Directions: Exclude the pictures, then copy all remaining records exactly.

Code that builds pages:
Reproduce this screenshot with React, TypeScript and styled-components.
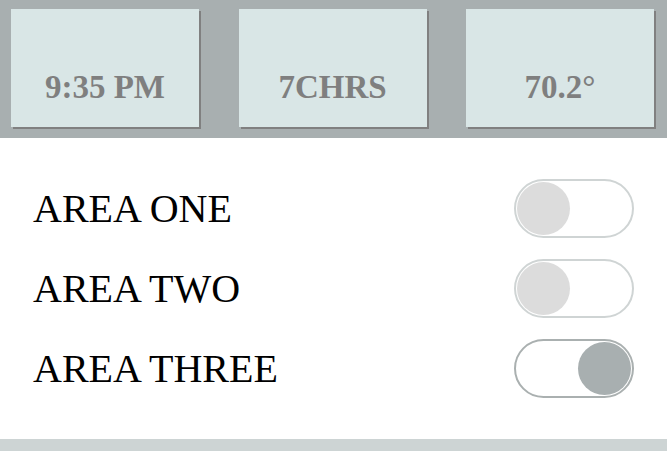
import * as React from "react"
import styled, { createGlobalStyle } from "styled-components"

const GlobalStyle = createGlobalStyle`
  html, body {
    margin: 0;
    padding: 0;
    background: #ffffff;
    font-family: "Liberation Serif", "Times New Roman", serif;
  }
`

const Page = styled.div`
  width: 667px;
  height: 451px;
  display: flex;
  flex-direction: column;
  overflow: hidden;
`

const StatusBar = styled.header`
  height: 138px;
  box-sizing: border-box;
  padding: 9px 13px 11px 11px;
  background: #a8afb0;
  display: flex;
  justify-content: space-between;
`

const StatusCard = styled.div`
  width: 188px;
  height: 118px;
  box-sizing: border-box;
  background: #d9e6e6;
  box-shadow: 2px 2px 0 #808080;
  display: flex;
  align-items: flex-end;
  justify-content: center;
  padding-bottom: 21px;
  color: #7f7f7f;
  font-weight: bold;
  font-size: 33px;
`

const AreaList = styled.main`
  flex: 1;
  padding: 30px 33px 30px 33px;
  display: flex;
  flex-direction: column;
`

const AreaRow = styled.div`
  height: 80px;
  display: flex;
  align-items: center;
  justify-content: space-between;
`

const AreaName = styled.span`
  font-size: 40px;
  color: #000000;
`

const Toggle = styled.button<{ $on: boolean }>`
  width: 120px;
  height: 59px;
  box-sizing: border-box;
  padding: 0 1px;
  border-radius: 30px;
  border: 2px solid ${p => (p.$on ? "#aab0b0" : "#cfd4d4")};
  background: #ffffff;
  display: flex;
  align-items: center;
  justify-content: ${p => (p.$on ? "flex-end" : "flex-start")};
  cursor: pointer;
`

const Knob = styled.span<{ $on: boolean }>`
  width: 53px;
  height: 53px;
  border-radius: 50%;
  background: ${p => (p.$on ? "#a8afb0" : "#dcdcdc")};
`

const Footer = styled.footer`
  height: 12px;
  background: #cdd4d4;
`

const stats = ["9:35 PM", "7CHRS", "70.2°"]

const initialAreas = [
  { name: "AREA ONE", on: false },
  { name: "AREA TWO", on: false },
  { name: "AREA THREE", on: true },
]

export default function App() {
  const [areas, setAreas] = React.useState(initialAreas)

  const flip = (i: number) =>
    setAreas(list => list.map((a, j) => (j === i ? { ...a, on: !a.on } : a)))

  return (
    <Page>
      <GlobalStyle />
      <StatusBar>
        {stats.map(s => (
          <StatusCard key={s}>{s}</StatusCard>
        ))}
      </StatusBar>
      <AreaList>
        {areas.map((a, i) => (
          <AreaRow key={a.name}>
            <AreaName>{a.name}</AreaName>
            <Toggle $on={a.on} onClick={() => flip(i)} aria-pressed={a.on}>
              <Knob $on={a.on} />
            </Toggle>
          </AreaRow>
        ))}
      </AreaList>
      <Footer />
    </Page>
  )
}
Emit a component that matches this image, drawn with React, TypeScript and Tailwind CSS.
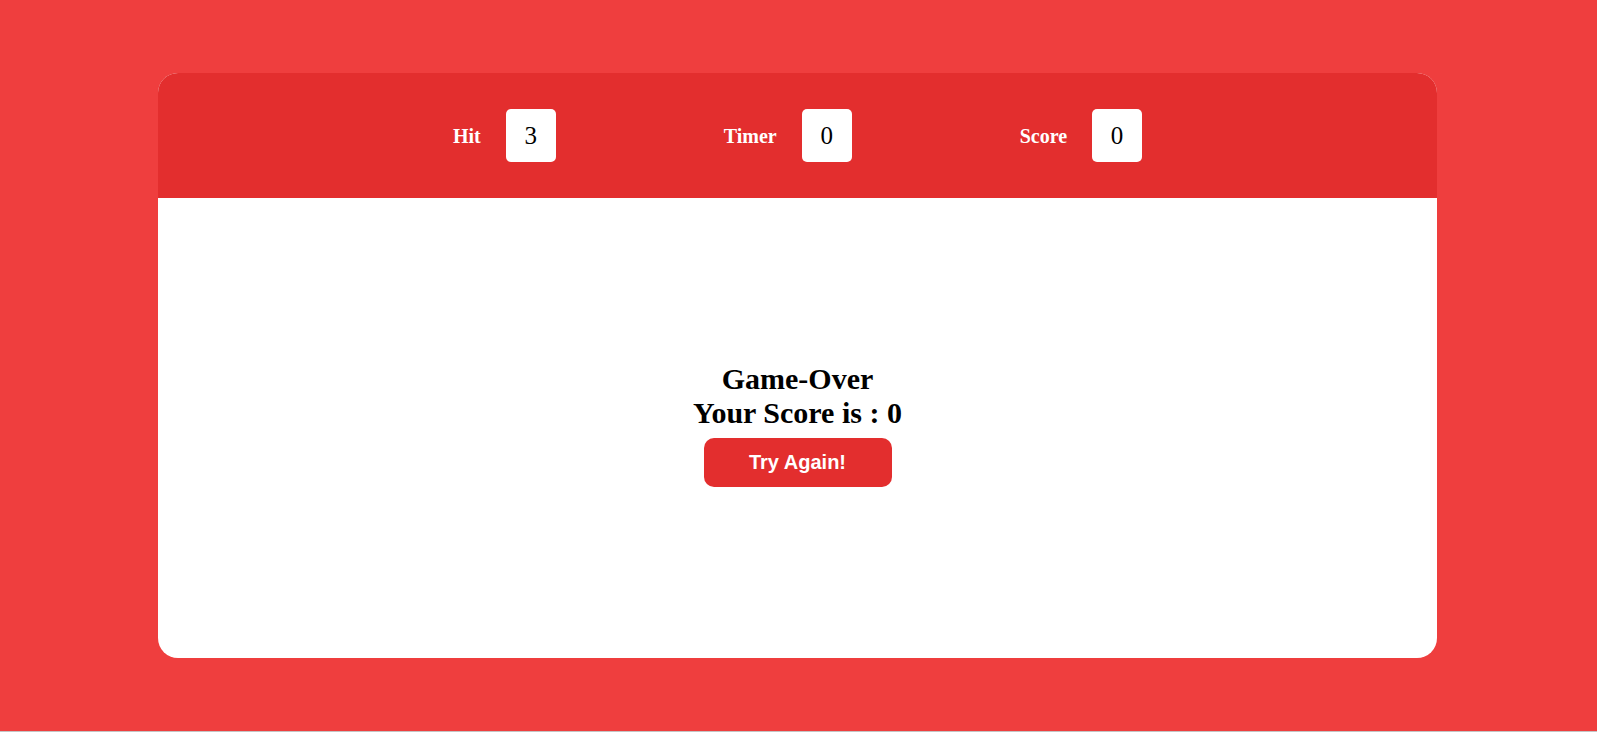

Task solution:
Reproduce this screenshot with React, TypeScript and styled-components.
import * as React from "react"
import styled, { createGlobalStyle } from "styled-components"

const GlobalStyle = createGlobalStyle`
  html, body {
    margin: 0;
    padding: 0;
    background: #ffffff;
    font-family: "Liberation Serif", "Times New Roman", serif;
  }
`

const Page = styled.div`
  width: 667px;
  height: 451px;
  display: flex;
  flex-direction: column;
  overflow: hidden;
`

const StatusBar = styled.header`
  height: 138px;
  box-sizing: border-box;
  padding: 9px 13px 11px 11px;
  background: #a8afb0;
  display: flex;
  justify-content: space-between;
`

const StatusCard = styled.div`
  width: 188px;
  height: 118px;
  box-sizing: border-box;
  background: #d9e6e6;
  box-shadow: 2px 2px 0 #808080;
  display: flex;
  align-items: flex-end;
  justify-content: center;
  padding-bottom: 21px;
  color: #7f7f7f;
  font-weight: bold;
  font-size: 33px;
`

const AreaList = styled.main`
  flex: 1;
  padding: 30px 33px 30px 33px;
  display: flex;
  flex-direction: column;
`

const AreaRow = styled.div`
  height: 80px;
  display: flex;
  align-items: center;
  justify-content: space-between;
`

const AreaName = styled.span`
  font-size: 40px;
  color: #000000;
`

const Toggle = styled.button<{ $on: boolean }>`
  width: 120px;
  height: 59px;
  box-sizing: border-box;
  padding: 0 1px;
  border-radius: 30px;
  border: 2px solid ${p => (p.$on ? "#aab0b0" : "#cfd4d4")};
  background: #ffffff;
  display: flex;
  align-items: center;
  justify-content: ${p => (p.$on ? "flex-end" : "flex-start")};
  cursor: pointer;
`

const Knob = styled.span<{ $on: boolean }>`
  width: 53px;
  height: 53px;
  border-radius: 50%;
  background: ${p => (p.$on ? "#a8afb0" : "#dcdcdc")};
`

const Footer = styled.footer`
  height: 12px;
  background: #cdd4d4;
`

const stats = ["9:35 PM", "7CHRS", "70.2°"]

const initialAreas = [
  { name: "AREA ONE", on: false },
  { name: "AREA TWO", on: false },
  { name: "AREA THREE", on: true },
]

export default function App() {
  const [areas, setAreas] = React.useState(initialAreas)

  const flip = (i: number) =>
    setAreas(list => list.map((a, j) => (j === i ? { ...a, on: !a.on } : a)))

  return (
    <Page>
      <GlobalStyle />
      <StatusBar>
        {stats.map(s => (
          <StatusCard key={s}>{s}</StatusCard>
        ))}
      </StatusBar>
      <AreaList>
        {areas.map((a, i) => (
          <AreaRow key={a.name}>
            <AreaName>{a.name}</AreaName>
            <Toggle $on={a.on} onClick={() => flip(i)} aria-pressed={a.on}>
              <Knob $on={a.on} />
            </Toggle>
          </AreaRow>
        ))}
      </AreaList>
      <Footer />
    </Page>
  )
}
Emit a component that matches this image, drawn with React, TypeScript and Tailwind CSS.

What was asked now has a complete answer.